I got lucky (hit the wrong node and got a slow write) on the first push. Here's the big push:

epriestley@orbital ~/scratch/git-test-secure $ head -c 134217728 /dev/urandom > junk.128MB.random && git commit -am 'junk' && git push
[write-chunks c16fb0b] junk
 1 file changed, 0 insertions(+), 0 deletions(-)
 create mode 100644 junk.128MB.random
# Push received by "secure003.phacility.net", forwarding to cluster host.
# Acquiring write lock for repository "rGITTEST"...
# Acquired write lock immediately.
# Acquiring read lock for repository "rGITTEST" on device "secure001.phacility.net"...
# Acquired read lock immediately.
# Device "secure001.phacility.net" is already a cluster leader and does not need to be synchronized.
# Ready to receive on cluster host "secure001.phacility.net".
Counting objects: 3, done.
Delta compression using up to 8 threads.
Compressing objects: 100% (3/3), done.
Writing objects: 100% (3/3), 128.04 MiB | 11.67 MiB/s, done.
Total 3 (delta 1), reused 0 (delta 0)
# Released cluster write lock.
To ssh://secure.phabricator.com/diffusion/GITTEST/git-test.git
   75cff16..c16fb0b  write-chunks -> write-chunks

Note that it went to secure001:

# Device "secure001.phacility.net" is already a cluster leader and does not need to be synchronized.

Here's the little push:

$ echo stuff >> stuff.txt && git commit -am 'More Stuff' && time git push
[small-changes b7dd276] More Stuff
 1 file changed, 1 insertion(+)
# Push received by "secure001.phacility.net", forwarding to cluster host.
# Acquiring write lock for repository "rGITTEST"...
# Acquired write lock immediately.
# Acquiring read lock for repository "rGITTEST" on device "secure002.phacility.net"...
# Acquired read lock after 9 second(s).
# Device "secure002.phacility.net" is already a cluster leader and does not need to be synchronized.
# Ready to receive on cluster host "secure002.phacility.net".
Counting objects: 3, done.
Delta compression using up to 8 threads.
Compressing objects: 100% (2/2), done.
Writing objects: 100% (3/3), 265 bytes | 265.00 KiB/s, done.
Total 3 (delta 1), reused 0 (delta 0)
# Released cluster write lock.
To ssh://secure.phabricator.com/diffusion/GITTEST/git-test.git
   97c8829..b7dd276  small-changes -> small-changes

real	0m17.111s
user	0m0.021s
sys	0m0.018s

Note that it went to secure002 (the unsynchronized node) and spent 9 seconds waiting for a read lock (although the synchronize had already started by the time I pushed -- the push did not cause the synchronize):

# Acquired read lock after 9 second(s).
# Device "secure002.phacility.net" is already a cluster leader and does not need to be synchronized.
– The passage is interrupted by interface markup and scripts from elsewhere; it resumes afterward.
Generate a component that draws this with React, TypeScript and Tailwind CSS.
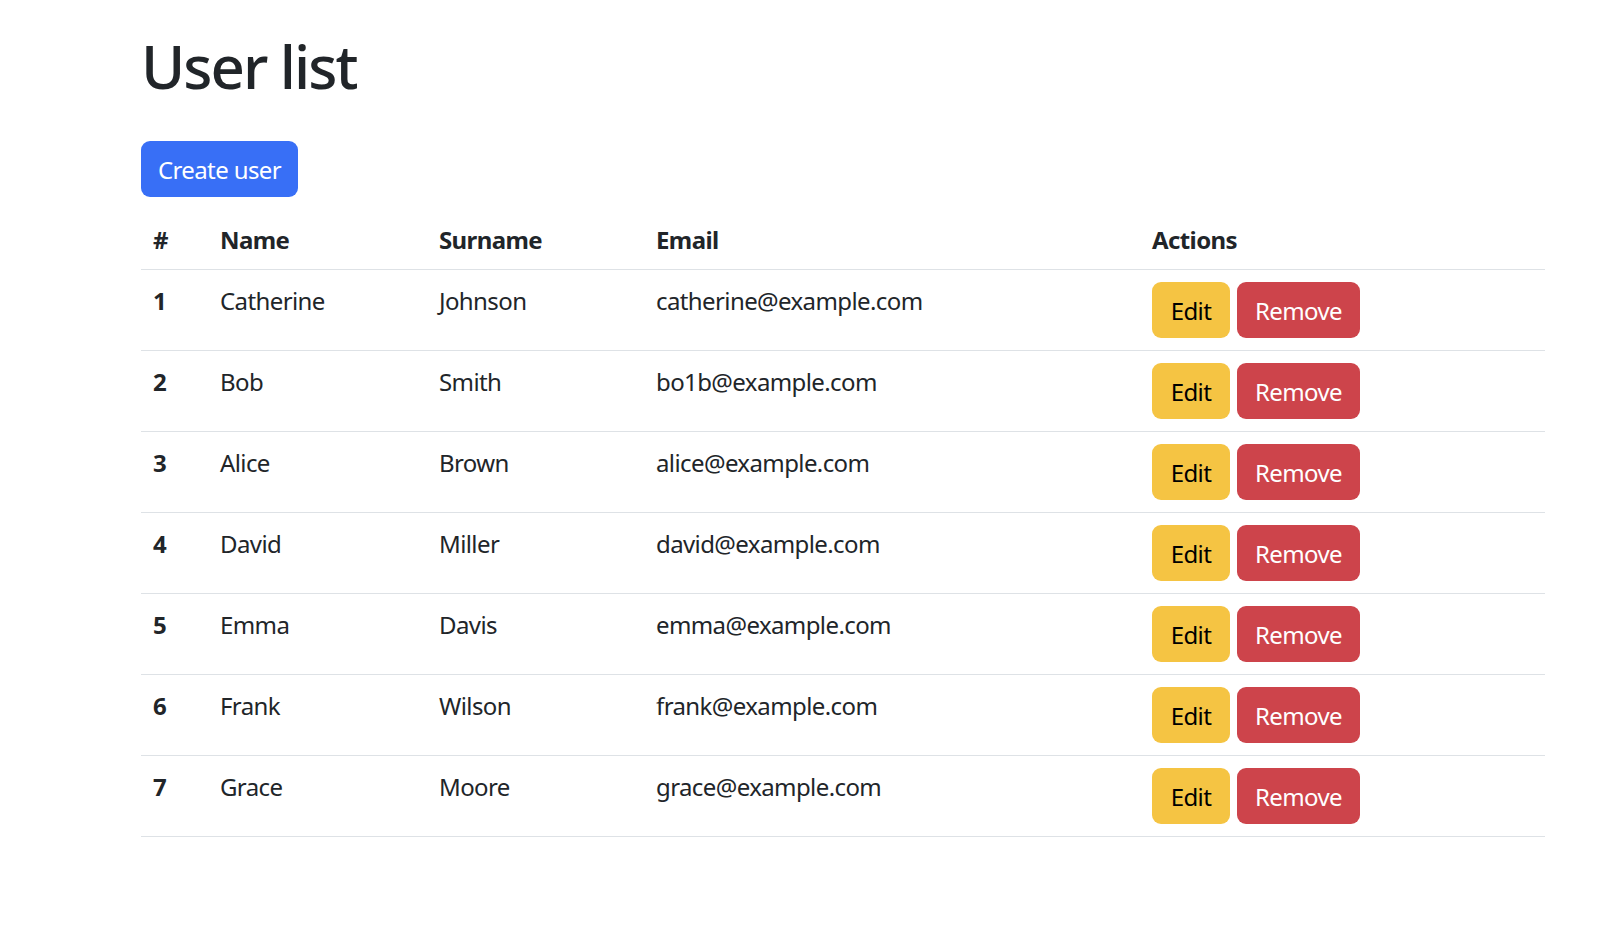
const users = [
  { id: 1, name: "Catherine", surname: "Johnson", email: "catherine@example.com" },
  { id: 2, name: "Bob", surname: "Smith", email: "bo1b@example.com" },
  { id: 3, name: "Alice", surname: "Brown", email: "alice@example.com" },
  { id: 4, name: "David", surname: "Miller", email: "david@example.com" },
  { id: 5, name: "Emma", surname: "Davis", email: "emma@example.com" },
  { id: 6, name: "Frank", surname: "Wilson", email: "frank@example.com" },
  { id: 7, name: "Grace", surname: "Moore", email: "grace@example.com" },
]

const App = () => {
  return (
    <div className="min-h-screen bg-white text-[#212529] font-['Noto_Sans',sans-serif] tracking-[-0.6px]">
      <div className="ml-[141px] w-[1404px] pt-[30px]">
        <h1 className="text-[60px] leading-[72px] font-medium tracking-[-2px] mb-[39px]">User list</h1>

        <button className="h-[56px] w-[157px] rounded-[9px] bg-[#386ff6] pt-[2px] text-white text-[24px] leading-[36px] mb-[12px]">
          Create user
        </button>

        <table className="w-full border-collapse text-[24px] leading-[36px]">
          <thead>
            <tr className="border-b border-[#dee2e6]">
              <th className="w-[67px] px-[12px] pt-[13px] pb-[11px] text-left font-bold">#</th>
              <th className="w-[219px] px-[12px] pt-[13px] pb-[11px] text-left font-bold">Name</th>
              <th className="w-[217px] px-[12px] pt-[13px] pb-[11px] text-left font-bold">Surname</th>
              <th className="w-[496px] px-[12px] pt-[13px] pb-[11px] text-left font-bold">Email</th>
              <th className="px-[12px] pt-[13px] pb-[11px] text-left font-bold">Actions</th>
            </tr>
          </thead>
          <tbody>
            {users.map((u) => (
              <tr key={u.id} className="border-b border-[#dee2e6]">
                <td className="px-[12px] pt-[13px] align-top font-bold">{u.id}</td>
                <td className="px-[12px] pt-[13px] align-top">{u.name}</td>
                <td className="px-[12px] pt-[13px] align-top">{u.surname}</td>
                <td className="px-[12px] pt-[13px] align-top">{u.email}</td>
                <td className="p-[12px] align-top">
                  <div className="flex gap-[7px]">
                    <button className="h-[56px] w-[78px] rounded-[9px] bg-[#f5c443] pt-[2px] text-black">Edit</button>
                    <button className="h-[56px] w-[123px] rounded-[9px] bg-[#cd444b] pt-[2px] text-white">Remove</button>
                  </div>
                </td>
              </tr>
            ))}
          </tbody>
        </table>
      </div>
    </div>
  )
}

export default App
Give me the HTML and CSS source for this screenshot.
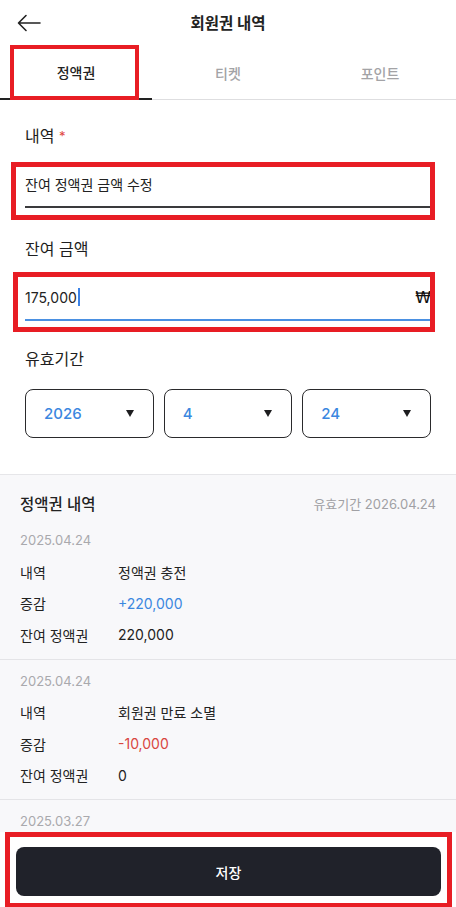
FILE: index.html
```html
<!DOCTYPE html>
<html lang="ko">
<head>
<meta charset="utf-8">
<title>회원권 내역</title>
<link rel="stylesheet" href="styles.css">
</head>
<body>
<div class="app">
  <header class="topbar">
    <button class="back" aria-label="뒤로">
      <svg width="24" height="18" viewBox="0 0 24 18" fill="none" stroke="#222" stroke-width="1.6" stroke-linecap="round" stroke-linejoin="round"><path d="M23 9H2M9 1.5L1.5 9L9 16.5"/></svg>
    </button>
    <h1 class="title">회원권 내역</h1>
  </header>
  <nav class="tabs">
    <div class="tab active">정액권</div>
    <div class="tab">티켓</div>
    <div class="tab">포인트</div>
  </nav>
  <main class="content">
    <section class="form">
      <div class="label">내역 <span class="req">*</span></div>
      <div class="field">잔여 정액권 금액 수정</div>
      <div class="label label-2">잔여 금액</div>
      <div class="field focus"><span class="value">175,000</span><span class="caret"></span><span class="won">₩</span></div>
      <div class="label label-3">유효기간</div>
      <div class="selects">
        <div class="select"><span>2026</span><span class="tri"></span></div>
        <div class="select"><span>4</span><span class="tri"></span></div>
        <div class="select"><span>24</span><span class="tri"></span></div>
      </div>
    </section>
    <section class="history">
      <div class="hist-head">
        <div class="hist-title">정액권 내역</div>
        <div class="hist-exp">유효기간 2026.04.24</div>
      </div>
      <div class="entry">
        <div class="date">2025.04.24</div>
        <div class="row"><span class="k">내역</span><span class="v">정액권 충전</span></div>
        <div class="row"><span class="k">증감</span><span class="v plus">+220,000</span></div>
        <div class="row"><span class="k">잔여 정액권</span><span class="v">220,000</span></div>
      </div>
      <div class="entry">
        <div class="date">2025.04.24</div>
        <div class="row"><span class="k">내역</span><span class="v">회원권 만료 소멸</span></div>
        <div class="row"><span class="k">증감</span><span class="v minus">-10,000</span></div>
        <div class="row"><span class="k">잔여 정액권</span><span class="v">0</span></div>
      </div>
      <div class="entry last">
        <div class="date">2025.03.27</div>
      </div>
    </section>
  </main>
  <footer class="footer">
    <button class="save">저장</button>
  </footer>
  <div class="mark mark-tab"></div>
  <div class="mark mark-f1"></div>
  <div class="mark mark-f2"></div>
  <div class="mark mark-foot"></div>
</div>
</body>
</html>
```
FILE: styles.css
```css
* { box-sizing: border-box; margin: 0; padding: 0; }
html, body { width: 456px; height: 907px; overflow: hidden; background: #fff; }
body {
  font-family: Inter, "Noto Sans CJK KR", sans-serif;
  color: #222;
}
.app {
  position: relative;
  width: 456px;
  height: 907px;
  display: flex;
  flex-direction: column;
  overflow: hidden;
}
.topbar {
  height: 44px;
  display: flex;
  align-items: center;
  justify-content: center;
  position: relative;
  flex: none;
}
.back {
  position: absolute;
  left: 17px;
  top: 14px;
  border: 0;
  background: none;
  display: flex;
}
.title { font-size: 15.5px; font-weight: 700; color: #222; }
.tabs {
  height: 56px;
  display: grid;
  grid-template-columns: repeat(3, 1fr);
  border-bottom: 1px solid #dedee0;
  flex: none;
}
.tab {
  display: flex;
  align-items: center;
  justify-content: center;
  font-size: 14px;
  font-weight: 500;
  color: #a3a3a6;
  margin-bottom: -1px;
  padding-top: 2px;
}
.tab.active { color: #222; border-bottom: 2px solid #222; }
.content { flex: 1; overflow: hidden; display: flex; flex-direction: column; }
.form { padding: 24px 25px 36px 25px; border-bottom: 1px solid #e6e6e9; }
.label { font-size: 16px; font-weight: 400; line-height: 24px; color: #1e1e20; }
.label-2 { margin-top: 29px; }
.label-3 { margin-top: 26px; }
.req { color: #e0463f; font-size: 13px; vertical-align: top; }
.field {
  margin-top: 14px;
  height: 46px;
  display: flex;
  align-items: center;
  font-size: 14px;
  color: #222;
  border-bottom: 2px solid #3a3a3c;
}
.field.focus { border-bottom-color: #4a90e2; }
.caret { width: 2px; height: 18px; background: #3b82e6; margin-left: 1px; }
.won { margin-left: auto; font-family: "DejaVu Sans", sans-serif; font-size: 16px; color: #111; }
.selects {
  margin-top: 18px;
  display: grid;
  grid-template-columns: repeat(3, 1fr);
  gap: 10px;
}
.select {
  height: 49px;
  border: 1.3px solid #2a2a2c;
  border-radius: 8px;
  display: flex;
  align-items: center;
  justify-content: space-between;
  padding: 0 19px 0 18px;
  font-size: 15px;
  font-weight: 500;
  color: #3b87e0;
}
.tri {
  width: 0; height: 0;
  border-left: 4.5px solid transparent;
  border-right: 4.5px solid transparent;
  border-top: 7px solid #1d1d1f;
}
.history { background: #f8f8fa; flex: 1; }
.hist-head {
  display: flex;
  justify-content: space-between;
  align-items: center;
  padding: 16px 20px 4px 20px;
  box-sizing: content-box;
  height: 24px;
}
.hist-title { font-size: 15.5px; font-weight: 500; color: #222; }
.hist-exp { font-size: 13px; color: #a0a0a4; }
.entry { padding: 6px 20px 8px 20px; border-bottom: 1px solid #e4e4e7; }
.entry.last { border-bottom: 0; }
.date { height: 31px; line-height: 31px; font-size: 13px; color: #a9a9ad; }
.row { height: 31.5px; display: flex; align-items: center; font-size: 14px; color: #222; }
.k { width: 98px; flex: none; }
.v.plus { color: #3b87e0; }
.v.minus { color: #d9463f; }
.footer {
  flex: none;
  height: 75px;
  background: #fff;
  padding: 15px 15px 11px 16px;
}
.save {
  width: 100%;
  height: 49px;
  border: 0;
  border-radius: 8px;
  background: #20222a;
  color: #fff;
  font-family: Inter, "Noto Sans CJK KR", sans-serif;
  font-size: 14px;
  font-weight: 500;
}
.mark { position: absolute; border: 5px solid #e81d24; pointer-events: none; }
.mark-tab { left: 10px; top: 45px; width: 129px; height: 55px; border-width: 4.5px; }
.mark-f1 { left: 11px; top: 162px; width: 424px; height: 58px; }
.mark-f2 { left: 13px; top: 272px; width: 422px; height: 60px; }
.mark-foot { left: 5px; top: 832px; width: 447px; height: 76px; }
```
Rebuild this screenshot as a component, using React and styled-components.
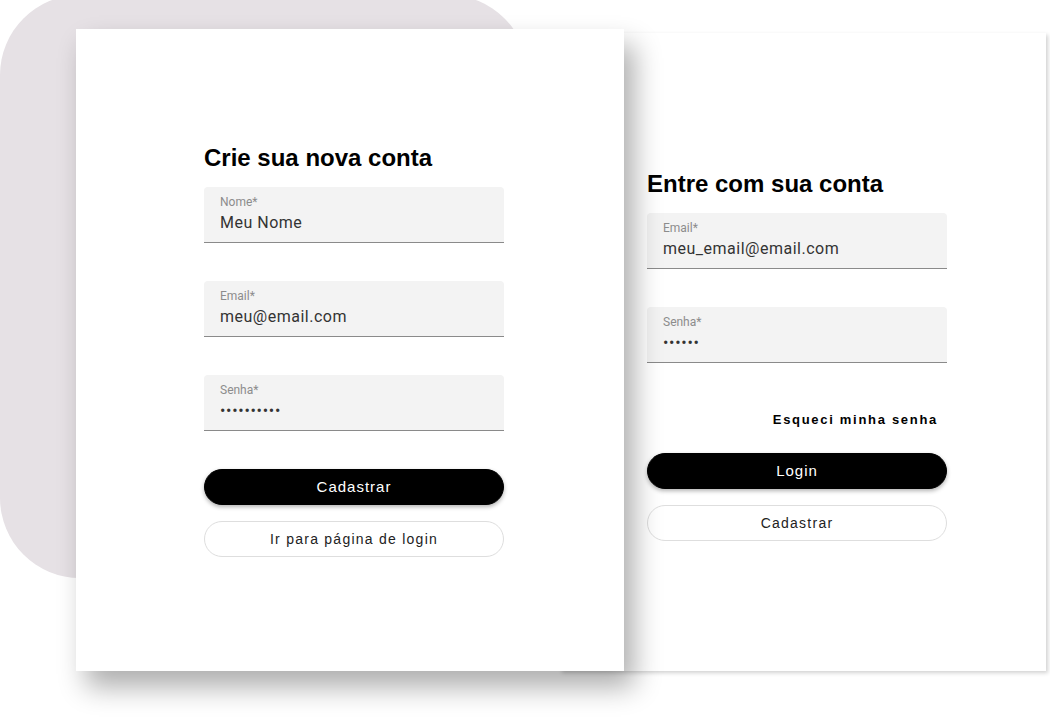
import styled, { createGlobalStyle } from "styled-components";

const GlobalStyle = createGlobalStyle`
  html, body {
    margin: 0;
    padding: 0;
    background: #ffffff;
  }
  * { box-sizing: border-box; }
`;

const Page = styled.div`
  position: relative;
  width: 1050px;
  height: 717px;
  overflow: hidden;
  background: #ffffff;
  font-family: "Liberation Sans", Arial, sans-serif;
`;

/* decorative blob sitting behind the cards */
const Blob = styled.div`
  position: absolute;
  left: 0;
  top: -5px;
  width: 528px;
  height: 583px;
  border-radius: 80px;
  background: #e6e1e5;
`;

const Stage = styled.div`
  position: relative;
  display: flex;
  align-items: flex-end;
  padding: 29px 0 0 76px;
`;

const Card = styled.div`
  position: relative;
  display: flex;
  flex-direction: column;
  justify-content: center;
  background: #ffffff;
  width: ${(p) => p.$w}px;
  height: ${(p) => p.$h}px;
  padding-left: ${(p) => p.$pl}px;
  padding-top: ${(p) => p.$pt || 0}px;
  z-index: ${(p) => (p.$front ? 2 : 1)};
  margin-left: ${(p) => (p.$front ? 0 : -64)}px;
  box-shadow: ${(p) =>
    p.$front
      ? "10px 16px 26px rgba(0, 0, 0, 0.32)"
      : "2px 2px 4px rgba(0, 0, 0, 0.18)"};
`;

const Form = styled.form`
  display: flex;
  flex-direction: column;
  width: 300px;
`;

const Title = styled.h2`
  margin: 0 0 15px;
  font-family: "Liberation Sans", Arial, sans-serif;
  font-size: 24px;
  line-height: 28px;
  font-weight: 700;
  color: #000;
`;

const Field = styled.label`
  display: flex;
  flex-direction: column;
  height: 56px;
  margin-bottom: ${(p) => (p.$last ? 0 : 38)}px;
  padding: 8px 16px 0;
  background: #f3f3f3;
  border-radius: 4px 4px 0 0;
  border-bottom: 1px solid #8a8a8a;
  font-family: Roboto, "Liberation Sans", sans-serif;
`;

const Label = styled.span`
  font-size: 12px;
  line-height: 14px;
  color: #8c8c8c;
`;

const Input = styled.input`
  border: 0;
  outline: 0;
  padding: 0;
  margin-top: 2px;
  background: transparent;
  font-family: Roboto, "Liberation Sans", sans-serif;
  font-size: 16px;
  line-height: 24px;
  height: 24px;
  color: #333;
  letter-spacing: ${(p) => (p.type === "password" ? "0.7px" : "0.5px")};
`;

const Forgot = styled.a`
  align-self: flex-end;
  margin: 49px 9px 25px 0;
  font-size: 13px;
  line-height: 16px;
  font-weight: 700;
  letter-spacing: 1.7px;
  color: #000;
  text-decoration: none;
  cursor: pointer;
`;

const Button = styled.button`
  height: 36px;
  width: 100%;
  margin-top: ${(p) => p.$mt || 0}px;
  border-radius: 18px;
  font-family: "Liberation Sans", Arial, sans-serif;
  font-size: ${(p) => (p.$primary ? 15 : 14)}px;
  letter-spacing: ${(p) => (p.$primary ? 1 : 1.25)}px;
  cursor: pointer;
  border: 1px solid ${(p) => (p.$primary ? "#000" : "#dedede")};
  background: ${(p) => (p.$primary ? "#000" : "#fff")};
  color: ${(p) => (p.$primary ? "#fff" : "#222")};
  box-shadow: ${(p) => (p.$primary ? "0 2px 4px rgba(0,0,0,0.3)" : "none")};
`;

function TextField({ label, value, type = "text", last }) {
  return (
    <Field $last={last}>
      <Label>{label}*</Label>
      <Input type={type} defaultValue={value} readOnly />
    </Field>
  );
}

export default function App() {
  return (
    <>
      <GlobalStyle />
      <Page>
        <Blob />
        <Stage>
          <Card $front $w={548} $h={642} $pl={128} $pt={0}>
            <Form onSubmit={(e) => e.preventDefault()}>
              <Title>Crie sua nova conta</Title>
              <TextField label="Nome" value="Meu Nome" />
              <TextField label="Email" value="meu@email.com" />
              <TextField label="Senha" value="1234567890" type="password" last />
              <Button $primary $mt={38} type="submit">
                Cadastrar
              </Button>
              <Button $mt={16} type="button">
                Ir para página de login
              </Button>
            </Form>
          </Card>
          <Card $w={486} $h={638} $pl={87} $pt={6}>
            <Form onSubmit={(e) => e.preventDefault()}>
              <Title>Entre com sua conta</Title>
              <TextField label="Email" value="meu_email@email.com" />
              <TextField label="Senha" value="123456" type="password" last />
              <Forgot>Esqueci minha senha</Forgot>
              <Button $primary type="submit">
                Login
              </Button>
              <Button $mt={16} type="button">
                Cadastrar
              </Button>
            </Form>
          </Card>
        </Stage>
      </Page>
    </>
  );
}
Compare to a push when the node is already synchronized, which takes 4s instead of 17s:

$ echo stuff >> stuff.txt && git commit -am 'More Stuff' && time git push
[small-changes 95c84be] More Stuff
 1 file changed, 1 insertion(+)
# Push received by "secure002.phacility.net", forwarding to cluster host.
# Acquiring write lock for repository "rGITTEST"...
# Acquired write lock immediately.
# Acquiring read lock for repository "rGITTEST" on device "secure001.phacility.net"...
# Acquired read lock immediately.
# Device "secure001.phacility.net" is already a cluster leader and does not need to be synchronized.
# Ready to receive on cluster host "secure001.phacility.net".
Counting objects: 3, done.
Delta compression using up to 8 threads.
Compressing objects: 100% (2/2), done.
Writing objects: 100% (3/3), 267 bytes | 267.00 KiB/s, done.
Total 3 (delta 1), reused 0 (delta 0)
# Released cluster write lock.
To ssh://secure.phabricator.com/diffusion/GITTEST/git-test.git
   b7dd276..95c84be  small-changes -> small-changes

real	0m3.913s
user	0m0.024s
sys	0m0.018s

Now I'll deploy this and repeat the test. My expectation is that I'll no longer be able to hit the unsynchronized case (writes will never be sent to a node which needs to synchronize) and all writes will be closer to 4s than 17s.

This revision was automatically updated to reflect the committed changes.

I made another large push, then a series of small pushes. The big push hit secure001. The small pushes then hit:

secure001 8s
secure001 6s
secure001 6s
secure001 4s
secure001 5s
secure002 5s

This is consistent with expectation, i.e. that I won't be able to get a write to go to secure002 until it synchronizes and won't be able to get a 17-ish second push anymore. Another round of the same also send the big push to secure001 and then produced these small push timings:

secure001 5s
secure001 5s
secure001 7s
secure001 7s
secure002 5s

Finally, I pushed small changes without pushing a large change first. Expectation is that these will go to the two nodes randomly as long as I wait a bit between pushes to let the cluster sync:

secure002 5s
secure001 5s
secure002 4s
secure002 5s
secure002 4s
secure001 5s
secure002 5s

So that also appears to align with expectations. We can't really make any general statements based on this data, but the routing changes appear to have the expected/intended behavior and improve at least one real-world use case.